Given request —
Restate the listing below word for word, omitting any images.

Data —
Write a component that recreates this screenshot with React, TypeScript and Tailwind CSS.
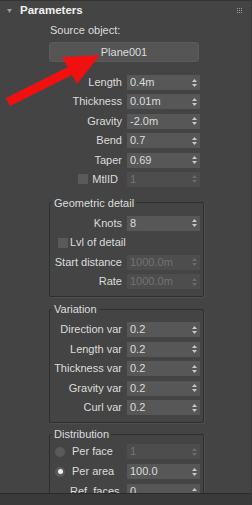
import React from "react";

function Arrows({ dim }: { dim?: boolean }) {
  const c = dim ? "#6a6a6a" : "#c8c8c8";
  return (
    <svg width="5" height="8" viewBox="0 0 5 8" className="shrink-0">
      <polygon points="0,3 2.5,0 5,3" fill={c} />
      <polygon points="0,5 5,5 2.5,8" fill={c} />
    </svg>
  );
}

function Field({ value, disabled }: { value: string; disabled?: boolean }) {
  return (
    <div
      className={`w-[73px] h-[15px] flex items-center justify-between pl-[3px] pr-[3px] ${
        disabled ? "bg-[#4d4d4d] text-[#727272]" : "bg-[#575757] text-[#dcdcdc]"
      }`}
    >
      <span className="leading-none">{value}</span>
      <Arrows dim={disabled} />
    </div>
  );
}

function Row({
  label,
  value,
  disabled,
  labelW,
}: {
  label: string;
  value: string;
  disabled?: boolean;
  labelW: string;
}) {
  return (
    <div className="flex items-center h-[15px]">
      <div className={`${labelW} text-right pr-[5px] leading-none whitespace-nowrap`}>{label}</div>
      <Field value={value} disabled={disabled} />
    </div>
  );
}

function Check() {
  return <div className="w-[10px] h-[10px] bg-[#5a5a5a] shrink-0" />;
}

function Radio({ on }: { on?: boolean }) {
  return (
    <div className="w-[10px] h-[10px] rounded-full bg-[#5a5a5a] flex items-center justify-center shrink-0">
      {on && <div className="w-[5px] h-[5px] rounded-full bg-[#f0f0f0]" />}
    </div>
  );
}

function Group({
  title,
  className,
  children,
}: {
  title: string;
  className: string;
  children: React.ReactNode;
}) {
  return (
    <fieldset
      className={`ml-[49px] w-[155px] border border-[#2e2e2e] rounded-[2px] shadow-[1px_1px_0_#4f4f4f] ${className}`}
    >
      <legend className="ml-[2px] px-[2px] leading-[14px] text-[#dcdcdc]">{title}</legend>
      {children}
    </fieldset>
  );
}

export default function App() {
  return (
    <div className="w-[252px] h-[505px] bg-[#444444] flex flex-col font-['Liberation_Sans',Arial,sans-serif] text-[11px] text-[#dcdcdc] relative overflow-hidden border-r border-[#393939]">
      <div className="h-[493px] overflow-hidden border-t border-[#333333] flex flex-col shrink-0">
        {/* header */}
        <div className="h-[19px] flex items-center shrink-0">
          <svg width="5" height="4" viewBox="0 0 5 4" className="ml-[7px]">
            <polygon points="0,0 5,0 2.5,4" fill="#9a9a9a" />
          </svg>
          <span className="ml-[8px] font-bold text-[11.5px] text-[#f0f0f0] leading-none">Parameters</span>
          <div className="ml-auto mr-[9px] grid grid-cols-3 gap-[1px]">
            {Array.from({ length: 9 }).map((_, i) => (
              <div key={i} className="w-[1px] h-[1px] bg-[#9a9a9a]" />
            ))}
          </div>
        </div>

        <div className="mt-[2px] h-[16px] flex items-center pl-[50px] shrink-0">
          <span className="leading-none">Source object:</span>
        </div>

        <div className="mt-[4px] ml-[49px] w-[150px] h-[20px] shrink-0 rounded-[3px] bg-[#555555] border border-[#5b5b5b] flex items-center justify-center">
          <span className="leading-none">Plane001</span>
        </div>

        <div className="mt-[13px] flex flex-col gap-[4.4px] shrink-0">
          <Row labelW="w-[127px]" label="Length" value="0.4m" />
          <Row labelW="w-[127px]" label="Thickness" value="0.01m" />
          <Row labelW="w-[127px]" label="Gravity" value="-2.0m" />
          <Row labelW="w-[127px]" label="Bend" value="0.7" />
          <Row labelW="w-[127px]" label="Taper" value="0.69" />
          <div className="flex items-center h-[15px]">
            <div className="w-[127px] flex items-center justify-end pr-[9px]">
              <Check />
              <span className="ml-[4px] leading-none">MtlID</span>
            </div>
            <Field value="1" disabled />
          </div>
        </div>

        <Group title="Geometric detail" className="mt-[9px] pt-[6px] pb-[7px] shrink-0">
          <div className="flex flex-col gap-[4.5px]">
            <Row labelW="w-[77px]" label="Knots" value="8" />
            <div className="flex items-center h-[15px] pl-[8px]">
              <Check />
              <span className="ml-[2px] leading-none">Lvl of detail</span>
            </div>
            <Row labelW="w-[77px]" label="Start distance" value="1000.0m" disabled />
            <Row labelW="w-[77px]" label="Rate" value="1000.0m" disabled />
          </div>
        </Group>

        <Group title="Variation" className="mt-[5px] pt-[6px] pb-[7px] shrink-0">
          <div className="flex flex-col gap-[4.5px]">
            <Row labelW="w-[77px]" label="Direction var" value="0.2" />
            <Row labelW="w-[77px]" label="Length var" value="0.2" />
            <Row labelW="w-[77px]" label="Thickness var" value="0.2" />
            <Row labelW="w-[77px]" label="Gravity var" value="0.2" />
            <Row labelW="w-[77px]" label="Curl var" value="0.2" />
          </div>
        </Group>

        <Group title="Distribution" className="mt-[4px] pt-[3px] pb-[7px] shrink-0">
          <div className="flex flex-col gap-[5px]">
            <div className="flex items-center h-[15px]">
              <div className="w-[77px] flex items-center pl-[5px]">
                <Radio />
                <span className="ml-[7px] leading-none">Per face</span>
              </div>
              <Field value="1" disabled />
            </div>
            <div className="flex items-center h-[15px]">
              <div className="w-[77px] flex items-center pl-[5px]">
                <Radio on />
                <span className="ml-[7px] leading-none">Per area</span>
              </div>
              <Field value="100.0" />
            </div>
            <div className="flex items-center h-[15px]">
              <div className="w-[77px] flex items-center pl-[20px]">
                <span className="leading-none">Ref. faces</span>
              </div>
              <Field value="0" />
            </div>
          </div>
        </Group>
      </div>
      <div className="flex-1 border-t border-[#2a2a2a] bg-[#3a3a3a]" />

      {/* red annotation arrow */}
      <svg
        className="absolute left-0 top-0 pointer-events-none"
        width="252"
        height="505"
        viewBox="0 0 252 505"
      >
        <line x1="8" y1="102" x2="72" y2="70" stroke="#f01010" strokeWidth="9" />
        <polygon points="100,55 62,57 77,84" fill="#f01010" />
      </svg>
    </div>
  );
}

Solution below —
Write a component that recreates this screenshot with React, TypeScript and Tailwind CSS.
import React from "react";

function Arrows({ dim }: { dim?: boolean }) {
  const c = dim ? "#6a6a6a" : "#c8c8c8";
  return (
    <svg width="5" height="8" viewBox="0 0 5 8" className="shrink-0">
      <polygon points="0,3 2.5,0 5,3" fill={c} />
      <polygon points="0,5 5,5 2.5,8" fill={c} />
    </svg>
  );
}

function Field({ value, disabled }: { value: string; disabled?: boolean }) {
  return (
    <div
      className={`w-[73px] h-[15px] flex items-center justify-between pl-[3px] pr-[3px] ${
        disabled ? "bg-[#4d4d4d] text-[#727272]" : "bg-[#575757] text-[#dcdcdc]"
      }`}
    >
      <span className="leading-none">{value}</span>
      <Arrows dim={disabled} />
    </div>
  );
}

function Row({
  label,
  value,
  disabled,
  labelW,
}: {
  label: string;
  value: string;
  disabled?: boolean;
  labelW: string;
}) {
  return (
    <div className="flex items-center h-[15px]">
      <div className={`${labelW} text-right pr-[5px] leading-none whitespace-nowrap`}>{label}</div>
      <Field value={value} disabled={disabled} />
    </div>
  );
}

function Check() {
  return <div className="w-[10px] h-[10px] bg-[#5a5a5a] shrink-0" />;
}

function Radio({ on }: { on?: boolean }) {
  return (
    <div className="w-[10px] h-[10px] rounded-full bg-[#5a5a5a] flex items-center justify-center shrink-0">
      {on && <div className="w-[5px] h-[5px] rounded-full bg-[#f0f0f0]" />}
    </div>
  );
}

function Group({
  title,
  className,
  children,
}: {
  title: string;
  className: string;
  children: React.ReactNode;
}) {
  return (
    <fieldset
      className={`ml-[49px] w-[155px] border border-[#2e2e2e] rounded-[2px] shadow-[1px_1px_0_#4f4f4f] ${className}`}
    >
      <legend className="ml-[2px] px-[2px] leading-[14px] text-[#dcdcdc]">{title}</legend>
      {children}
    </fieldset>
  );
}

export default function App() {
  return (
    <div className="w-[252px] h-[505px] bg-[#444444] flex flex-col font-['Liberation_Sans',Arial,sans-serif] text-[11px] text-[#dcdcdc] relative overflow-hidden border-r border-[#393939]">
      <div className="h-[493px] overflow-hidden border-t border-[#333333] flex flex-col shrink-0">
        {/* header */}
        <div className="h-[19px] flex items-center shrink-0">
          <svg width="5" height="4" viewBox="0 0 5 4" className="ml-[7px]">
            <polygon points="0,0 5,0 2.5,4" fill="#9a9a9a" />
          </svg>
          <span className="ml-[8px] font-bold text-[11.5px] text-[#f0f0f0] leading-none">Parameters</span>
          <div className="ml-auto mr-[9px] grid grid-cols-3 gap-[1px]">
            {Array.from({ length: 9 }).map((_, i) => (
              <div key={i} className="w-[1px] h-[1px] bg-[#9a9a9a]" />
            ))}
          </div>
        </div>

        <div className="mt-[2px] h-[16px] flex items-center pl-[50px] shrink-0">
          <span className="leading-none">Source object:</span>
        </div>

        <div className="mt-[4px] ml-[49px] w-[150px] h-[20px] shrink-0 rounded-[3px] bg-[#555555] border border-[#5b5b5b] flex items-center justify-center">
          <span className="leading-none">Plane001</span>
        </div>

        <div className="mt-[13px] flex flex-col gap-[4.4px] shrink-0">
          <Row labelW="w-[127px]" label="Length" value="0.4m" />
          <Row labelW="w-[127px]" label="Thickness" value="0.01m" />
          <Row labelW="w-[127px]" label="Gravity" value="-2.0m" />
          <Row labelW="w-[127px]" label="Bend" value="0.7" />
          <Row labelW="w-[127px]" label="Taper" value="0.69" />
          <div className="flex items-center h-[15px]">
            <div className="w-[127px] flex items-center justify-end pr-[9px]">
              <Check />
              <span className="ml-[4px] leading-none">MtlID</span>
            </div>
            <Field value="1" disabled />
          </div>
        </div>

        <Group title="Geometric detail" className="mt-[9px] pt-[6px] pb-[7px] shrink-0">
          <div className="flex flex-col gap-[4.5px]">
            <Row labelW="w-[77px]" label="Knots" value="8" />
            <div className="flex items-center h-[15px] pl-[8px]">
              <Check />
              <span className="ml-[2px] leading-none">Lvl of detail</span>
            </div>
            <Row labelW="w-[77px]" label="Start distance" value="1000.0m" disabled />
            <Row labelW="w-[77px]" label="Rate" value="1000.0m" disabled />
          </div>
        </Group>

        <Group title="Variation" className="mt-[5px] pt-[6px] pb-[7px] shrink-0">
          <div className="flex flex-col gap-[4.5px]">
            <Row labelW="w-[77px]" label="Direction var" value="0.2" />
            <Row labelW="w-[77px]" label="Length var" value="0.2" />
            <Row labelW="w-[77px]" label="Thickness var" value="0.2" />
            <Row labelW="w-[77px]" label="Gravity var" value="0.2" />
            <Row labelW="w-[77px]" label="Curl var" value="0.2" />
          </div>
        </Group>

        <Group title="Distribution" className="mt-[4px] pt-[3px] pb-[7px] shrink-0">
          <div className="flex flex-col gap-[5px]">
            <div className="flex items-center h-[15px]">
              <div className="w-[77px] flex items-center pl-[5px]">
                <Radio />
                <span className="ml-[7px] leading-none">Per face</span>
              </div>
              <Field value="1" disabled />
            </div>
            <div className="flex items-center h-[15px]">
              <div className="w-[77px] flex items-center pl-[5px]">
                <Radio on />
                <span className="ml-[7px] leading-none">Per area</span>
              </div>
              <Field value="100.0" />
            </div>
            <div className="flex items-center h-[15px]">
              <div className="w-[77px] flex items-center pl-[20px]">
                <span className="leading-none">Ref. faces</span>
              </div>
              <Field value="0" />
            </div>
          </div>
        </Group>
      </div>
      <div className="flex-1 border-t border-[#2a2a2a] bg-[#3a3a3a]" />

      {/* red annotation arrow */}
      <svg
        className="absolute left-0 top-0 pointer-events-none"
        width="252"
        height="505"
        viewBox="0 0 252 505"
      >
        <line x1="8" y1="102" x2="72" y2="70" stroke="#f01010" strokeWidth="9" />
        <polygon points="100,55 62,57 77,84" fill="#f01010" />
      </svg>
    </div>
  );
}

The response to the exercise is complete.